In this complicated discussion, issues of class, racism and prejudice also come into play. It is distressing to watch the attorneys speak about Cyntoia in the initial case as though she wasn’t a child. From a 2020 perspective, there were many issues that made Cyntoia who she was and that led her to that moment, that weren’t addressed in the documentary. In particular, the issues of underage sex and prostitution and domestic abuse were not discussed as they likely would have been had the documentary began filming now, rather than in 2004.
There is also the issue that half of the film reads like a separate documentary on Brown. Daniel H Burman created the first half of the movie for a film event on the case, and the second half follows after post-conviction attorneys took on her case. When weighed against each other the overall product is unbalanced, with the first half of Murder to Mercy much more fact-heavy than the second.

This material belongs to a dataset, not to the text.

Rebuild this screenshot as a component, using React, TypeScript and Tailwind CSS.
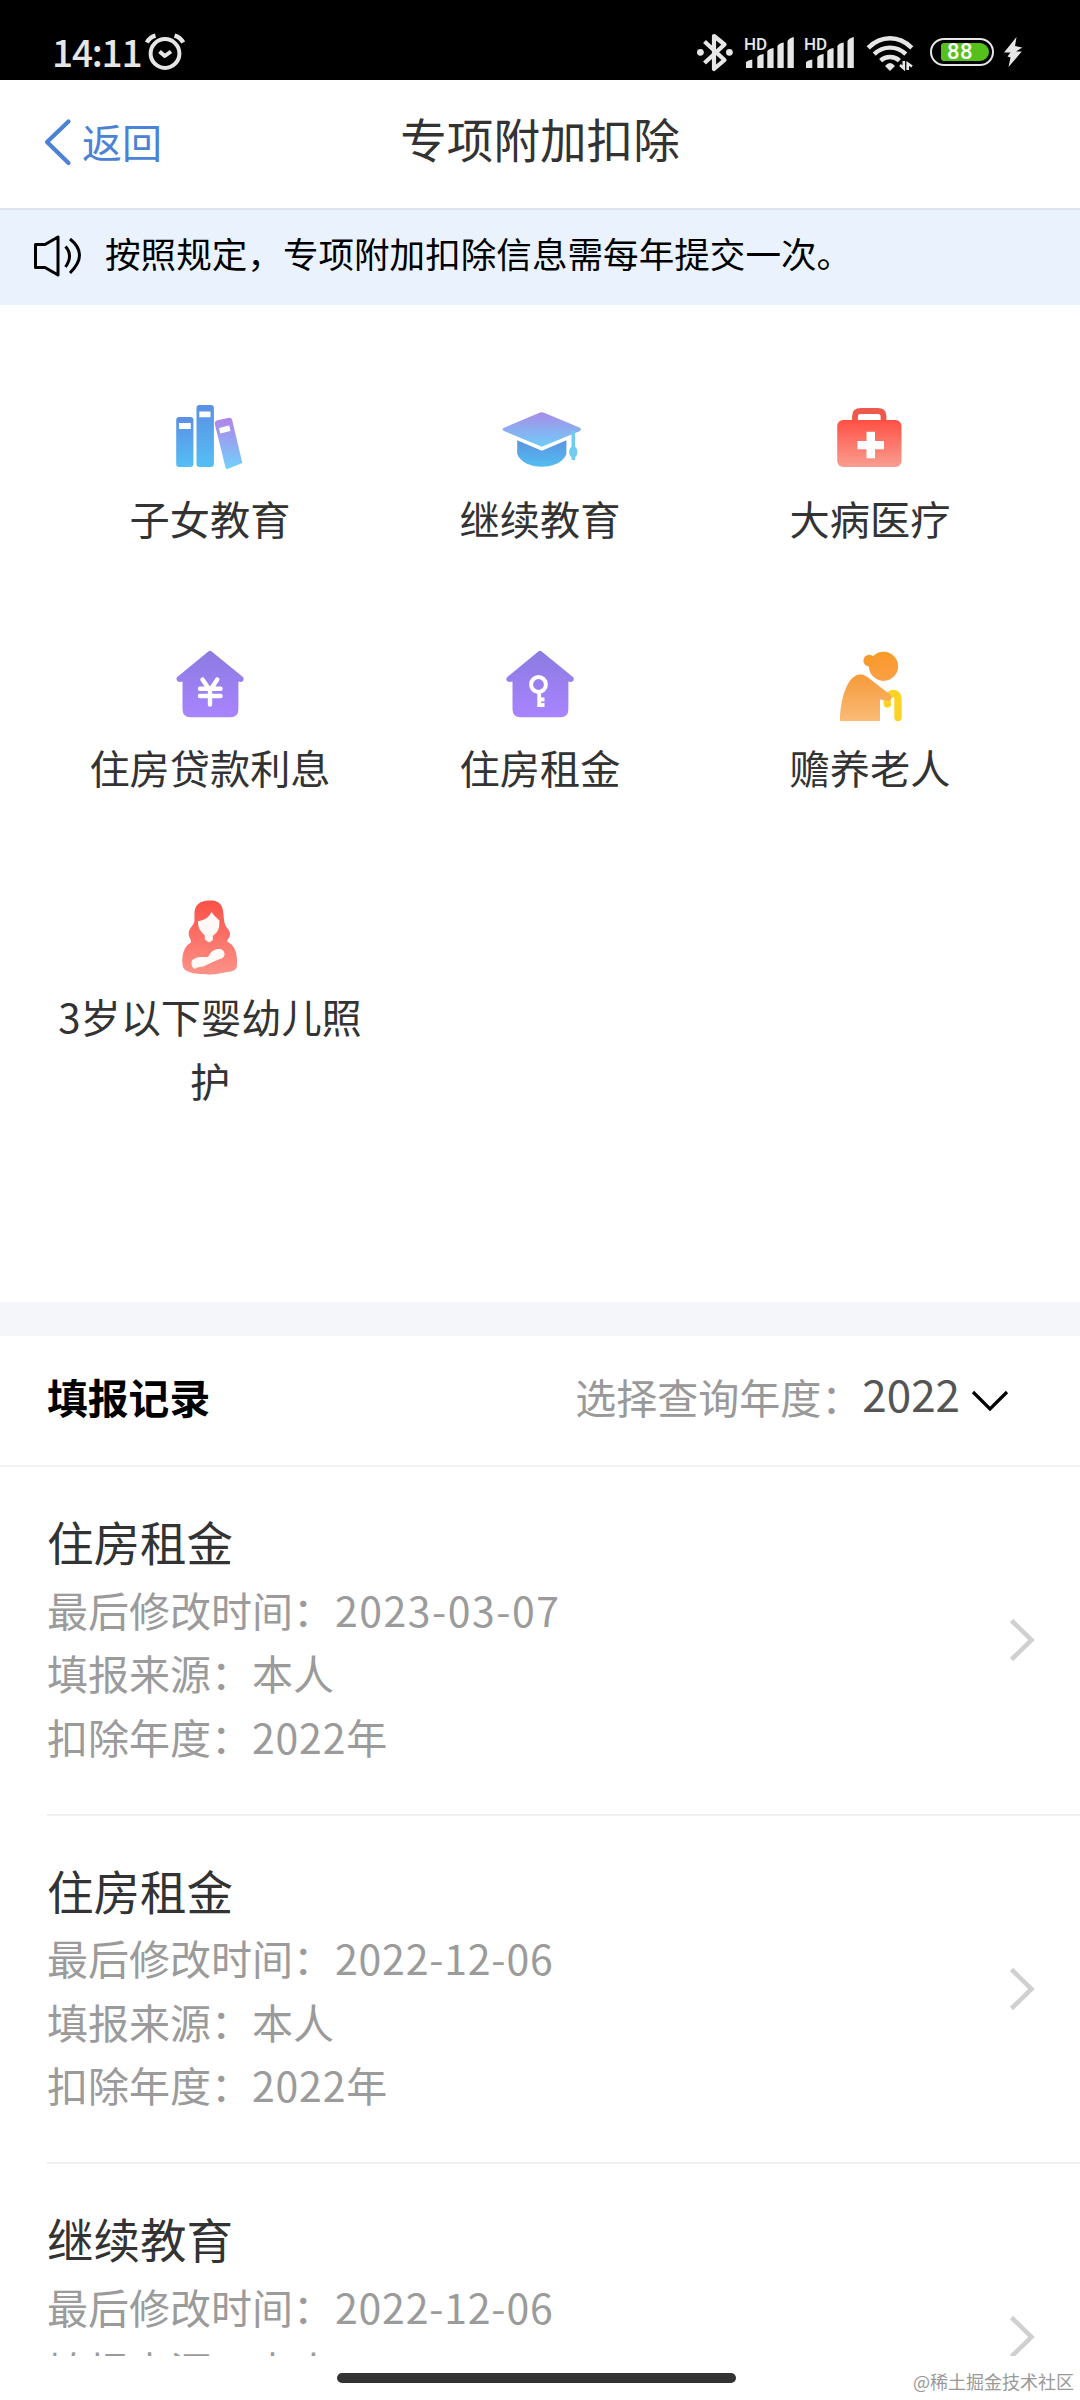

While this isn’t a documentary that delves deep into the failings of the system, which it very well could have been, it is a story of impressive growth. At sixteen years old, Cyntoia sees darkness in every corner, she is impulsive and scared and struggles to understand her own rights. As she ages though, she sought to better herself. She earned a G.E.D., an associate’s degree in Liberal Arts, and a bachelor’s degree in Professional Studies in Organization Leadership. Brown also became interested in preventing sex trafficking, the very underbelly of society that she had been wrapped up in as a young teen. She wrote a paper on the subject and offered suggestions for legislation to be introduced to protect children like her.
Murder to Mercy: the Cyntoia Brown Story is a complicated story, but one of great importance amongst the trend of true crime documentaries. This isn’t about a psychopath or a criminal mastermind. It shows that, in the darkest of times, any scared little girl can become a killer. It shows that even scared little girls can grow up and do something of great import with their lives.
Murder to Mercy: the Cyntoia Brown Story is available to stream on Netflix.